* **WHAT IS EXPECTED**
All the data below goes into the copy word for word, but the pictures don't.

# # # # #

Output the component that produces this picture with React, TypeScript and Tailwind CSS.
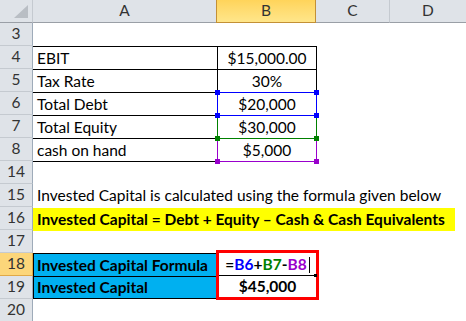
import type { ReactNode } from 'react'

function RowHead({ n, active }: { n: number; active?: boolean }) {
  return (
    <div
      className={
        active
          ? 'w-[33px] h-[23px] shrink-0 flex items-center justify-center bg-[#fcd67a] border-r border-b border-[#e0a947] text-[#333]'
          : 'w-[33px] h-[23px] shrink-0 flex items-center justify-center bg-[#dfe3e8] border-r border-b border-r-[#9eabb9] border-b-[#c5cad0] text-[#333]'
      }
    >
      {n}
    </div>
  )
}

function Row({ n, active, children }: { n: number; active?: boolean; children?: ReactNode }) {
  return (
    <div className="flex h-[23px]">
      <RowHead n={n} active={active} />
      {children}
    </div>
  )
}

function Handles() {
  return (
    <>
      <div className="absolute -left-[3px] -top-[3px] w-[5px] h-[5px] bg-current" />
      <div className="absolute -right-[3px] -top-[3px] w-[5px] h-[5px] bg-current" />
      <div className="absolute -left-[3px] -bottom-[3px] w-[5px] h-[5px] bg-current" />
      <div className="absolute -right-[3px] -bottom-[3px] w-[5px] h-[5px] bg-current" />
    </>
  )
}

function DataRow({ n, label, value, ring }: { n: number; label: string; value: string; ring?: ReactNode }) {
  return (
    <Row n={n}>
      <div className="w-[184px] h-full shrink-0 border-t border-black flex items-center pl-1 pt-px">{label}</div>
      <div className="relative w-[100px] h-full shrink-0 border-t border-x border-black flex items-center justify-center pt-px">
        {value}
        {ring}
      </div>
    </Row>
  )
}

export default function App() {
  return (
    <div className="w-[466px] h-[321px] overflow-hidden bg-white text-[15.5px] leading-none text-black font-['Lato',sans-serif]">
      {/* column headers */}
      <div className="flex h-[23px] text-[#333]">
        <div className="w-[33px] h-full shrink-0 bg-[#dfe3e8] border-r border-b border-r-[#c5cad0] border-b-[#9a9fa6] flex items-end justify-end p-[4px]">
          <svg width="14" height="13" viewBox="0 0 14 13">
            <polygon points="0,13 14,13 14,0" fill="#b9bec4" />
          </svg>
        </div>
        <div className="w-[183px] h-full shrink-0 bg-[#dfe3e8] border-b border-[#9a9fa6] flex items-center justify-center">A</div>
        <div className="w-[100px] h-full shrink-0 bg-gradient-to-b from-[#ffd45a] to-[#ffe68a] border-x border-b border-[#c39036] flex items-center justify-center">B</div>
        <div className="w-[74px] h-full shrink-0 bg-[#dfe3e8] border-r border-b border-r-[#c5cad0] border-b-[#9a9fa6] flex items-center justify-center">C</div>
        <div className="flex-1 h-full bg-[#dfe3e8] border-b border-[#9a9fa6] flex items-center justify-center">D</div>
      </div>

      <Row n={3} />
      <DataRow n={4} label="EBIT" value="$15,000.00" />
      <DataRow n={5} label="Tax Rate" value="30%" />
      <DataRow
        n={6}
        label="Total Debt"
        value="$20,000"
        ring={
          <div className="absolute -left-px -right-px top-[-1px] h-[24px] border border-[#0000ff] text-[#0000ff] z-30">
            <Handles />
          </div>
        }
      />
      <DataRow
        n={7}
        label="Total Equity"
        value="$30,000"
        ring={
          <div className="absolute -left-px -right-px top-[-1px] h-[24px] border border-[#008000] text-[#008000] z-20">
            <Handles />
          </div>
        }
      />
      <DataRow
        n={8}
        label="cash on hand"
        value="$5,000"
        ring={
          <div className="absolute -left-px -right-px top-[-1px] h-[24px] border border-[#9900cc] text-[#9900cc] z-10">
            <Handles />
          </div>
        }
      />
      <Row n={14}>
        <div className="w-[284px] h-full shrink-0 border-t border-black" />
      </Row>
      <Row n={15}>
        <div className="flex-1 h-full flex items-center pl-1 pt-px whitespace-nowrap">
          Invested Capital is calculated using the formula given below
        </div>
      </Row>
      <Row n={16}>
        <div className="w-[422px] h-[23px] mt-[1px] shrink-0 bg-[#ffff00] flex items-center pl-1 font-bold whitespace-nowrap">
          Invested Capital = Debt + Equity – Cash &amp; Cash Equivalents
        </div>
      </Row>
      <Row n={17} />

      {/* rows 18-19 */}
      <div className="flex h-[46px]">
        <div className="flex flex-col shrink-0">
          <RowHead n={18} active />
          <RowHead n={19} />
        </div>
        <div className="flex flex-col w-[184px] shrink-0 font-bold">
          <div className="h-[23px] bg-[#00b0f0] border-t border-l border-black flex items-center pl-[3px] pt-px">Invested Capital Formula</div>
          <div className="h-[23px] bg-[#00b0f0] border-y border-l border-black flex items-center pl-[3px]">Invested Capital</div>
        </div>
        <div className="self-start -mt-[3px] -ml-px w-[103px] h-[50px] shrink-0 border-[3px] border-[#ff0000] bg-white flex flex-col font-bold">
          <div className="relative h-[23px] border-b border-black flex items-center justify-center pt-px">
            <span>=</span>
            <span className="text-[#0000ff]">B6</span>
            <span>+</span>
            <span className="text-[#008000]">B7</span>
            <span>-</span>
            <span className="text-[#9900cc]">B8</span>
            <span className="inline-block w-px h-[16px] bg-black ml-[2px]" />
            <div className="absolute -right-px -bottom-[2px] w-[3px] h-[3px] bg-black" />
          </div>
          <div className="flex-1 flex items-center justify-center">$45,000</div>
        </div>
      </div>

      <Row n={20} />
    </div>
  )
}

# # # # #

* **OUTPUT OF THE EXERCISE**
Output the component that produces this picture with React, TypeScript and Tailwind CSS.
import type { ReactNode } from 'react'

function RowHead({ n, active }: { n: number; active?: boolean }) {
  return (
    <div
      className={
        active
          ? 'w-[33px] h-[23px] shrink-0 flex items-center justify-center bg-[#fcd67a] border-r border-b border-[#e0a947] text-[#333]'
          : 'w-[33px] h-[23px] shrink-0 flex items-center justify-center bg-[#dfe3e8] border-r border-b border-r-[#9eabb9] border-b-[#c5cad0] text-[#333]'
      }
    >
      {n}
    </div>
  )
}

function Row({ n, active, children }: { n: number; active?: boolean; children?: ReactNode }) {
  return (
    <div className="flex h-[23px]">
      <RowHead n={n} active={active} />
      {children}
    </div>
  )
}

function Handles() {
  return (
    <>
      <div className="absolute -left-[3px] -top-[3px] w-[5px] h-[5px] bg-current" />
      <div className="absolute -right-[3px] -top-[3px] w-[5px] h-[5px] bg-current" />
      <div className="absolute -left-[3px] -bottom-[3px] w-[5px] h-[5px] bg-current" />
      <div className="absolute -right-[3px] -bottom-[3px] w-[5px] h-[5px] bg-current" />
    </>
  )
}

function DataRow({ n, label, value, ring }: { n: number; label: string; value: string; ring?: ReactNode }) {
  return (
    <Row n={n}>
      <div className="w-[184px] h-full shrink-0 border-t border-black flex items-center pl-1 pt-px">{label}</div>
      <div className="relative w-[100px] h-full shrink-0 border-t border-x border-black flex items-center justify-center pt-px">
        {value}
        {ring}
      </div>
    </Row>
  )
}

export default function App() {
  return (
    <div className="w-[466px] h-[321px] overflow-hidden bg-white text-[15.5px] leading-none text-black font-['Lato',sans-serif]">
      {/* column headers */}
      <div className="flex h-[23px] text-[#333]">
        <div className="w-[33px] h-full shrink-0 bg-[#dfe3e8] border-r border-b border-r-[#c5cad0] border-b-[#9a9fa6] flex items-end justify-end p-[4px]">
          <svg width="14" height="13" viewBox="0 0 14 13">
            <polygon points="0,13 14,13 14,0" fill="#b9bec4" />
          </svg>
        </div>
        <div className="w-[183px] h-full shrink-0 bg-[#dfe3e8] border-b border-[#9a9fa6] flex items-center justify-center">A</div>
        <div className="w-[100px] h-full shrink-0 bg-gradient-to-b from-[#ffd45a] to-[#ffe68a] border-x border-b border-[#c39036] flex items-center justify-center">B</div>
        <div className="w-[74px] h-full shrink-0 bg-[#dfe3e8] border-r border-b border-r-[#c5cad0] border-b-[#9a9fa6] flex items-center justify-center">C</div>
        <div className="flex-1 h-full bg-[#dfe3e8] border-b border-[#9a9fa6] flex items-center justify-center">D</div>
      </div>

      <Row n={3} />
      <DataRow n={4} label="EBIT" value="$15,000.00" />
      <DataRow n={5} label="Tax Rate" value="30%" />
      <DataRow
        n={6}
        label="Total Debt"
        value="$20,000"
        ring={
          <div className="absolute -left-px -right-px top-[-1px] h-[24px] border border-[#0000ff] text-[#0000ff] z-30">
            <Handles />
          </div>
        }
      />
      <DataRow
        n={7}
        label="Total Equity"
        value="$30,000"
        ring={
          <div className="absolute -left-px -right-px top-[-1px] h-[24px] border border-[#008000] text-[#008000] z-20">
            <Handles />
          </div>
        }
      />
      <DataRow
        n={8}
        label="cash on hand"
        value="$5,000"
        ring={
          <div className="absolute -left-px -right-px top-[-1px] h-[24px] border border-[#9900cc] text-[#9900cc] z-10">
            <Handles />
          </div>
        }
      />
      <Row n={14}>
        <div className="w-[284px] h-full shrink-0 border-t border-black" />
      </Row>
      <Row n={15}>
        <div className="flex-1 h-full flex items-center pl-1 pt-px whitespace-nowrap">
          Invested Capital is calculated using the formula given below
        </div>
      </Row>
      <Row n={16}>
        <div className="w-[422px] h-[23px] mt-[1px] shrink-0 bg-[#ffff00] flex items-center pl-1 font-bold whitespace-nowrap">
          Invested Capital = Debt + Equity – Cash &amp; Cash Equivalents
        </div>
      </Row>
      <Row n={17} />

      {/* rows 18-19 */}
      <div className="flex h-[46px]">
        <div className="flex flex-col shrink-0">
          <RowHead n={18} active />
          <RowHead n={19} />
        </div>
        <div className="flex flex-col w-[184px] shrink-0 font-bold">
          <div className="h-[23px] bg-[#00b0f0] border-t border-l border-black flex items-center pl-[3px] pt-px">Invested Capital Formula</div>
          <div className="h-[23px] bg-[#00b0f0] border-y border-l border-black flex items-center pl-[3px]">Invested Capital</div>
        </div>
        <div className="self-start -mt-[3px] -ml-px w-[103px] h-[50px] shrink-0 border-[3px] border-[#ff0000] bg-white flex flex-col font-bold">
          <div className="relative h-[23px] border-b border-black flex items-center justify-center pt-px">
            <span>=</span>
            <span className="text-[#0000ff]">B6</span>
            <span>+</span>
            <span className="text-[#008000]">B7</span>
            <span>-</span>
            <span className="text-[#9900cc]">B8</span>
            <span className="inline-block w-px h-[16px] bg-black ml-[2px]" />
            <div className="absolute -right-px -bottom-[2px] w-[3px] h-[3px] bg-black" />
          </div>
          <div className="flex-1 flex items-center justify-center">$45,000</div>
        </div>
      </div>

      <Row n={20} />
    </div>
  )
}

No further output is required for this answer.